In the US, Mammoth Cave’s bat populations have been decimated by white-nose syndrome. Even trees, the quiet giants of the biosphere, are not spared, as the Sundarbans mangroves of South Asia are succumbing to a “top dying” disease that undermines both biodiversity and the coastal protection millions of people depend on.

These aren’t isolated cases, as they form part of a global pattern, what the IUCN describes as the “biological fallout” of a warming planet.

Pathogens are travelling further and faster, their reach increased by climate instability, global trade, and tourism. Stable ecosystems are now becoming laboratories of infection, petri dishes.

Climate change

According to the IUCN report, climate change now poses the greatest threat to natural world heritage sites worldwide, with 43% of sites rated as highly threatened, up from 22% in 2020.

The report links the rise in diseases directly to climate change. Shifts in rainfall and temperature are moving species and the microbes that live on them into unfamiliar territory. Mosquitoes climb to higher altitudes, fungal spores drift further on the wind, birds migrate at the wrong time, carrying parasites into unprepared ecosystems.

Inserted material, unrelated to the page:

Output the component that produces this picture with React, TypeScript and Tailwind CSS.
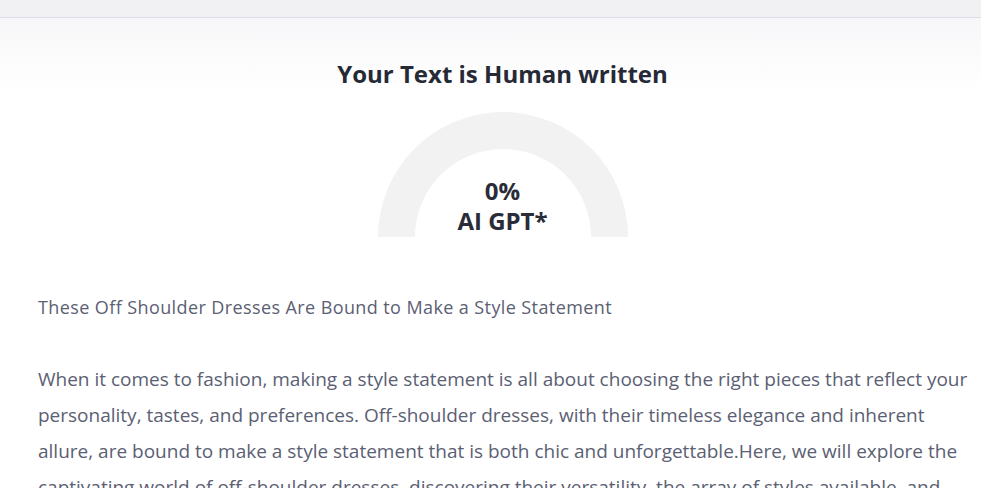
import React from "react";

export default function App() {
  const body =
    "When it comes to fashion, making a style statement is all about choosing the right pieces that reflect your personality, tastes, and preferences. Off-shoulder dresses, with their timeless elegance and inherent allure, are bound to make a style statement that is both chic and unforgettable.Here, we will explore the captivating world of off-shoulder dresses, discovering their versatility, the array of styles available, and";
  return (
    <div
      className="w-[981px] h-[488px] overflow-hidden bg-white"
      style={{ fontFamily: '"Open Sans", "Noto Sans", sans-serif' }}
    >
      <div className="h-[18px] bg-[#f1f1f4] border-b border-[#dcdde9]" />
      <div className="pl-[38px] pr-[14px] bg-gradient-to-b from-[#f7f7f9] to-white">
        <div className="pt-[40px] flex flex-col items-center">
          <h1 className="text-[24px] leading-[32px] font-bold text-[#262936]">
            Your Text is Human written
          </h1>
        </div>
      </div>
      <div className="pl-[38px] pr-[14px]">
        <div className="flex justify-center mt-[22px]">
          <div className="relative w-[250px] h-[125px]">
            <svg width="250" height="125" viewBox="0 0 250 125" className="block">
              <path
                d="M0 125 A125 125 0 0 1 250 125 L213 125 A88 88 0 0 0 37 125 Z"
                fill="#f2f2f3"
              />
            </svg>
            <div className="absolute left-0 right-0 top-[64px] flex flex-col items-center text-[24px] leading-[30px] font-bold text-[#2a2c38]">
              <span>0%</span>
              <span>AI GPT*</span>
            </div>
          </div>
        </div>
        <div className="text-[#5b6073]">
          <p className="mt-[55px] leading-[30px] text-[18px] tracking-[0.4px]">
            These Off Shoulder Dresses Are Bound to Make a Style Statement
          </p>
          <p className="mt-[39px] leading-[36px] text-[19px] -mr-[8px]">
            {body}
          </p>
        </div>
      </div>
    </div>
  );
}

In the Arctic, warming temperatures could awaken ancient microbes from permafrost. And, in tropical forests, animals pushed by heat or drought come into closer contact with humans, heightening the risk of zoonotic spillovers.

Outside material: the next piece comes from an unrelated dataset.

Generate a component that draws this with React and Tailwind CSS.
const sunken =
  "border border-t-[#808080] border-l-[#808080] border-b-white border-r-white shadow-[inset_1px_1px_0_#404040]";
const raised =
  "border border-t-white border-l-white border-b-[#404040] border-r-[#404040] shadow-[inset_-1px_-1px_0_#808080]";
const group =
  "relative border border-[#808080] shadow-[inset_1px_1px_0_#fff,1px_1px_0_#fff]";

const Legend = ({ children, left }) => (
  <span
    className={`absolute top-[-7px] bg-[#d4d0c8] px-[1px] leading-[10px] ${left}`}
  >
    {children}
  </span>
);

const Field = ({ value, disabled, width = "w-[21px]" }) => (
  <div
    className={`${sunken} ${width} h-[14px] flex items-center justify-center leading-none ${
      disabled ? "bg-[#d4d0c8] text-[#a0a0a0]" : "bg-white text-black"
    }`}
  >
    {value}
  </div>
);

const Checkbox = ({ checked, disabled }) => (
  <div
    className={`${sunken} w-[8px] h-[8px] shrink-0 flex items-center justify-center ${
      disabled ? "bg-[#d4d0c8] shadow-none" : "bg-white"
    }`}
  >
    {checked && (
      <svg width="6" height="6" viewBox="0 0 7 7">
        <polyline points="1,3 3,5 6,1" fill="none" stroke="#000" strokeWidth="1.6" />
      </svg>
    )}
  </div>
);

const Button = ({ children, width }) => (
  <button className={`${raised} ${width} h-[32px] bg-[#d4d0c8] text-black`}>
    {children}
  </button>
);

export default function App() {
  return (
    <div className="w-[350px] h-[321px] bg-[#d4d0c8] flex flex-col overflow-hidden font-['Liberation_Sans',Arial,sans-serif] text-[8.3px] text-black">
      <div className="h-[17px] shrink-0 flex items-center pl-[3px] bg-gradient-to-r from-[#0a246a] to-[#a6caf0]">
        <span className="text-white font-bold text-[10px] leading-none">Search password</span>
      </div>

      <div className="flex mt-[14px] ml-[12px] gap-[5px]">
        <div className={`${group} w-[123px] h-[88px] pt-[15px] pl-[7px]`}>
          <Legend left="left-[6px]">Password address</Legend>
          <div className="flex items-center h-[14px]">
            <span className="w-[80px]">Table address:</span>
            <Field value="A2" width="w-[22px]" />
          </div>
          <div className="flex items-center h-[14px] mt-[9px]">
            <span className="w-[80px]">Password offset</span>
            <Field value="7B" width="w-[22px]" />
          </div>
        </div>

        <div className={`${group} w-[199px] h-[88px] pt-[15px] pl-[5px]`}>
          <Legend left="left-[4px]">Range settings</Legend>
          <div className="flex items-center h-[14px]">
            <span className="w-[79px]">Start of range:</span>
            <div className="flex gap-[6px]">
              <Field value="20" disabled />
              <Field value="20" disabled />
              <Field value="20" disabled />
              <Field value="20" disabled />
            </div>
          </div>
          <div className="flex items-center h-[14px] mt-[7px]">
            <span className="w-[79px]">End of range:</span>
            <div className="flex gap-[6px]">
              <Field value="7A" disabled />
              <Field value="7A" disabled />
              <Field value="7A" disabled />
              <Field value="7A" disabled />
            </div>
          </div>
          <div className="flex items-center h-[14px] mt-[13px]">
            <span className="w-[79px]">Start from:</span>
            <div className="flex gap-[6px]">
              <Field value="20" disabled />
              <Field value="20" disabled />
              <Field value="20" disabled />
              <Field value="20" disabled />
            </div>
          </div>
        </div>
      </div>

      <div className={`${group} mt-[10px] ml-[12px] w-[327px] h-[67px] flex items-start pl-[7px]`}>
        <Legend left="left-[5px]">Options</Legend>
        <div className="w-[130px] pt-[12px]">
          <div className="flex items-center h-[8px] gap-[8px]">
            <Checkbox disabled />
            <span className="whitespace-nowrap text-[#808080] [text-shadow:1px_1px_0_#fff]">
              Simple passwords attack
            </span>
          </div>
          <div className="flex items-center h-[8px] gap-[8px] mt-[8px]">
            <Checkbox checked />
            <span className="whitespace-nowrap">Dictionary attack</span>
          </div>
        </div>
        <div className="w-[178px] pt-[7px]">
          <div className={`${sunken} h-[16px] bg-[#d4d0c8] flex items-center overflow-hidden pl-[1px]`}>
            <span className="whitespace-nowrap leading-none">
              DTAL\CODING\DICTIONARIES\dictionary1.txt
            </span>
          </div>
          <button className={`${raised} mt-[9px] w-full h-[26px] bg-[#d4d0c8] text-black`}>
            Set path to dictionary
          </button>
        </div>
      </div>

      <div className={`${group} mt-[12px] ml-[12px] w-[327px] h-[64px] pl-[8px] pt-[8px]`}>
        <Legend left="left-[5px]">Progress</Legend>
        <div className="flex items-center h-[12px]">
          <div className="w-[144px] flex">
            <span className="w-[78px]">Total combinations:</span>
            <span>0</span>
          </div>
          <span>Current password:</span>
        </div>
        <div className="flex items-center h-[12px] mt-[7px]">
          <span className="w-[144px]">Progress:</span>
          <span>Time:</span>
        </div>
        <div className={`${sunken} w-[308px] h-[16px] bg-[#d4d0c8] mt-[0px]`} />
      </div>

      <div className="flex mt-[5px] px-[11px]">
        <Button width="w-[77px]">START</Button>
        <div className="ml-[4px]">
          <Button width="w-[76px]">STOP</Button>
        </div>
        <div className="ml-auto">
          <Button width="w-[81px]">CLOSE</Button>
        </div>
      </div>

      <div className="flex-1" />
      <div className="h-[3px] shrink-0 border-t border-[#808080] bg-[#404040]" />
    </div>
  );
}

Meanwhile, n North America, diseases now are above wildfires as a leading threat to heritage sites. In South America, avian flu and coral pathogens have reached epidemic levels. In Africa, diseases like Ebola and canine distemper are merging with chronic challenges like poaching and habitat loss, complicating conservation efforts challenging to manage.

The report calls these overlaps “planetary feedback loops”, where environmental change breeds disease, which in turn weakens nature’s resilience to that very change.

Invasive species and pathogens collide

According to the report, there’s a subtle but deadly partnership: invasive species and pathogens often move together. Rats spread parasites, ornamental plants carry fungi, mosquitoes are spread to new places. These hitchhikers exploit the same pathways as trade and tourism.

Invasive species are already ranked as the second-greatest global threat to world heritage sites, after climate change, and the report warns that biological invasions and infectious diseases are converging into a single crisis.

Without strong biosecurity and early detection, local outbreaks can snowball into continental epidemics.

Interdependence

The report calls attention to how disease outbreaks threaten local communities that depend on ecosystem services. Mangrove dieback in the Sundarbans undermines fisheries and coastal protection for millions. Coral diseases linked to warming seas endanger livelihoods in island nations.

The interdependence of species outlined in the “Once Health” concept argues that the health of people, animals, and ecosystems is inseparable.

Tourism, while economically vital, is also a vector for disease transmission. It highlights that tourism-related activities can cause the spread of invasive alien species and pathogens, especially in island ecosystems.

Science and surveillance to tackle fast-spreading diseases

The IUCN admits that disease monitoring remains incomplete, and assessments rely on patchy information. The report calls for standardised health monitoring across all heritage areas: sampling water and soil for pathogens, recording wildlife mortality, sharing genomic data internationally. It suggests weather forecasting could predict outbreaks months ahead.

In the end, the IUCN’s warning is not about any specific microbe but about the conditions that led them to thrive. Habitat loss, global trade, fragmented governance, these are the real culprits or vectors. Pathogens only exploit the cracks we leave open.

The pathogen surge isn’t just a biological problem; it’s humanity’s fragmented relationship with the natural world. Deforestation, trade, and carbon emissions aren’t separate crises, they’re interconnected, making both people and ecosystems more vulnerable to disease.

Dr Aguilar writes:

The decisions being made today by governments, corporate leaders, and consumers will determine whether we can reverse global biodiversity loss – or experience a catastrophic collapse of our biosphere.